Keep an eye on you DGS temper and seek help if needs be.

goddessofsmallthings · 14/02/2016 19:53

It is indeed a "generational thing", OP, and it is because abuse is handed down through generations that I am vehemently opposed to smacking and any other form of child abuse.

Although your ds may have got away with it on this occasion, I would suggest it's in his best interests and, more importantly, those of your dgs, for him enrol on a parenting course or make contact with Sure Start with a view to learning how to parent without breaking or oppressing a child's spirit.

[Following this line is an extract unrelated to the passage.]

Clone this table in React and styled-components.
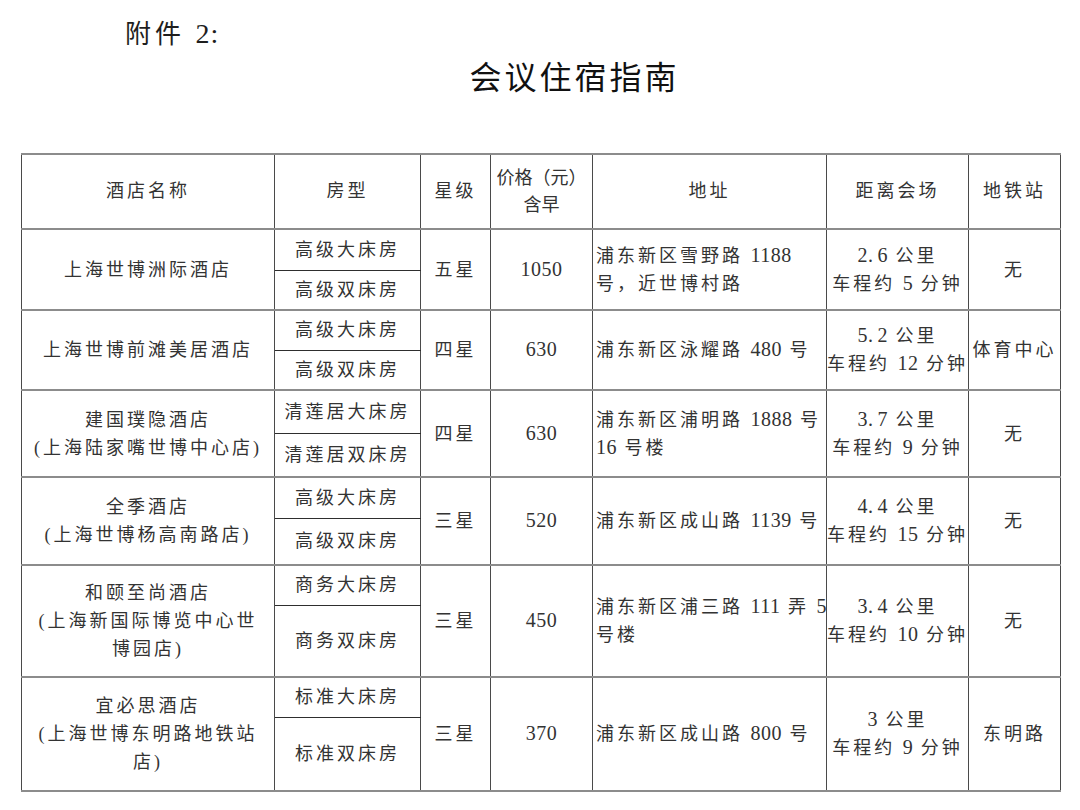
import React from "react";
import styled, { createGlobalStyle } from "styled-components";

const Global = createGlobalStyle`
  html, body { margin: 0; padding: 0; background: #ffffff; }
  body { font-family: "Liberation Serif", "Noto Sans CJK SC", serif; }
`;

const Page = styled.div`
  width: 1080px;
  height: 810px;
  box-sizing: border-box;
  padding: 16px 20px 0 21px;
  background: #fff;
  overflow: hidden;
`;

const Annex = styled.div`
  padding-left: 104px;
  font-size: 26px;
  line-height: 38px;
  height: 38px;
  letter-spacing: 4px;
  color: #1e1e1e;
`;

const AnnexNum = styled.span`
  font-size: 28px;
  line-height: 1;
  letter-spacing: 1px;
`;

const Title = styled.h1`
  margin: 0;
  padding-left: 68px;
  text-align: center;
  font-size: 32px;
  line-height: 48px;
  font-weight: 400;
  letter-spacing: 3px;
  color: #111;
`;

const Table = styled.table`
  margin-top: 51px;
  width: 1039px;
  table-layout: fixed;
  border-collapse: collapse;
  font-size: 18px;
  letter-spacing: 3px;
  color: #333;
`;

const Tr = styled.tr`
  height: ${(p) => p.$h}px;
`;

const Cell = styled.td`
  padding: 0;
  border-left: 1px solid #4a4a4a;
  border-right: 1px solid #4a4a4a;
  border-top: 2px solid #8c8c8c;
  border-bottom: 2px solid #8c8c8c;
  text-align: ${(p) => p.$align || "center"};
  padding-left: ${(p) => (p.$align === "left" ? "3px" : "0")};
  vertical-align: middle;
  line-height: 28px;
  white-space: nowrap;
  overflow: visible;
`;

const HeadCell = styled(Cell).attrs({ as: "th" })`
  font-weight: 400;
  line-height: 26.5px;
  letter-spacing: ${(p) => (p.$tight ? "0px" : "3px")};
`;

const RoomCell = styled(Cell)`
  ${(p) => (p.$first ? "border-bottom: 1px solid #2e2e2e;" : "border-top: 1px solid #2e2e2e;")}
`;

const Num = styled.span`
  font-size: 20px;
  line-height: 1;
  letter-spacing: 0.5px;
`;

const Dot = styled.span`
  margin-right: 4px;
`;

const Text = ({ children }) =>
  String(children)
    .split(/(\d[\d.]*)/)
    .map((part, i) => {
      if (!/^\d/.test(part)) return <React.Fragment key={i}>{part}</React.Fragment>;
      const [a, b] = part.split(".");
      return (
        <Num key={i}>
          {b !== undefined ? (
            <>
              {a}
              <Dot>.</Dot>
              {b}
            </>
          ) : (
            part
          )}
        </Num>
      );
    });

const Lines = ({ lines }) =>
  lines.map((l, i) => (
    <React.Fragment key={i}>
      {i > 0 && <br />}
      <Text>{l}</Text>
    </React.Fragment>
  ));

const widths = [253, 146, 70, 102, 234, 142, 92];

const hotels = [
  {
    name: ["上海世博洲际酒店"],
    rooms: ["高级大床房", "高级双床房"],
    star: "五星",
    price: "1050",
    addr: ["浦东新区雪野路 1188", "号，近世博村路"],
    dist: ["2.6 公里", "车程约 5 分钟"],
    metro: "无",
    h: [41, 40],
  },
  {
    name: ["上海世博前滩美居酒店"],
    rooms: ["高级大床房", "高级双床房"],
    star: "四星",
    price: "630",
    addr: ["浦东新区泳耀路 480 号"],
    dist: ["5.2 公里", "车程约 12 分钟"],
    metro: "体育中心",
    h: [40, 40],
  },
  {
    name: ["建国璞隐酒店", "(上海陆家嘴世博中心店)"],
    rooms: ["清莲居大床房", "清莲居双床房"],
    star: "四星",
    price: "630",
    addr: ["浦东新区浦明路 1888 号", "16 号楼"],
    dist: ["3.7 公里", "车程约 9 分钟"],
    metro: "无",
    h: [43, 44],
  },
  {
    name: ["全季酒店", "(上海世博杨高南路店)"],
    rooms: ["高级大床房", "高级双床房"],
    star: "三星",
    price: "520",
    addr: ["浦东新区成山路 1139 号"],
    dist: ["4.4 公里", "车程约 15 分钟"],
    metro: "无",
    h: [41, 47],
  },
  {
    name: ["和颐至尚酒店", "(上海新国际博览中心世", "博园店)"],
    rooms: ["商务大床房", "商务双床房"],
    star: "三星",
    price: "450",
    addr: ["浦东新区浦三路 111 弄 5", "号楼"],
    dist: ["3.4 公里", "车程约 10 分钟"],
    metro: "无",
    h: [40, 72],
  },
  {
    name: ["宜必思酒店", "(上海世博东明路地铁站", "店)"],
    rooms: ["标准大床房", "标准双床房"],
    star: "三星",
    price: "370",
    addr: ["浦东新区成山路 800 号"],
    dist: ["3 公里", "车程约 9 分钟"],
    metro: "东明路",
    h: [40, 74],
  },
];

export default function App() {
  return (
    <>
      <Global />
      <Page>
        <Annex>
          附件 <AnnexNum>2:</AnnexNum>
        </Annex>
        <Title>会议住宿指南</Title>
        <Table>
          <colgroup>
            {widths.map((w, i) => (
              <col key={i} style={{ width: w }} />
            ))}
          </colgroup>
          <thead>
            <Tr $h={75}>
              <HeadCell>酒店名称</HeadCell>
              <HeadCell>房型</HeadCell>
              <HeadCell>星级</HeadCell>
              <HeadCell $tight>
                价格（元）
                <br />
                含早
              </HeadCell>
              <HeadCell>地址</HeadCell>
              <HeadCell>距离会场</HeadCell>
              <HeadCell>地铁站</HeadCell>
            </Tr>
          </thead>
          <tbody>
            {hotels.map((h, idx) => (
              <React.Fragment key={idx}>
                <Tr $h={h.h[0]}>
                  <Cell rowSpan={2}>
                    <Lines lines={h.name} />
                  </Cell>
                  <RoomCell $first>{h.rooms[0]}</RoomCell>
                  <Cell rowSpan={2}>{h.star}</Cell>
                  <Cell rowSpan={2}>
                    <Text>{h.price}</Text>
                  </Cell>
                  <Cell rowSpan={2} $align="left">
                    <Lines lines={h.addr} />
                  </Cell>
                  <Cell rowSpan={2}>
                    <Lines lines={h.dist} />
                  </Cell>
                  <Cell rowSpan={2}>{h.metro}</Cell>
                </Tr>
                <Tr $h={h.h[1]}>
                  <RoomCell>{h.rooms[1]}</RoomCell>
                </Tr>
              </React.Fragment>
            ))}
          </tbody>
        </Table>
      </Page>
    </>
  );
}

Ticktacktock · 14/02/2016 20:12

Just wanted to offer support moggie. You came here asking for help and all you get is your son shot down in flames. I'm sure your son is a great father. He took your GS to the party in the first place, when he could have been in the pub or doing something else less helpful, and he got into an unfortunate spat with some unsavoury characters by the sound of it.

I too am not particularly anti smacking, and although my father hit me a lot, I could probably count on one hand the number of times I have smacked my own 17 yr old. We are only human. And when we are put in difficult situations we sometimes don't behave rationally.

The police will not take it any further. They had to follow it up as if it was a true case of abuse and they hadn't acted they would be front page news.

Your DS will be in need of a stiff drink tonight.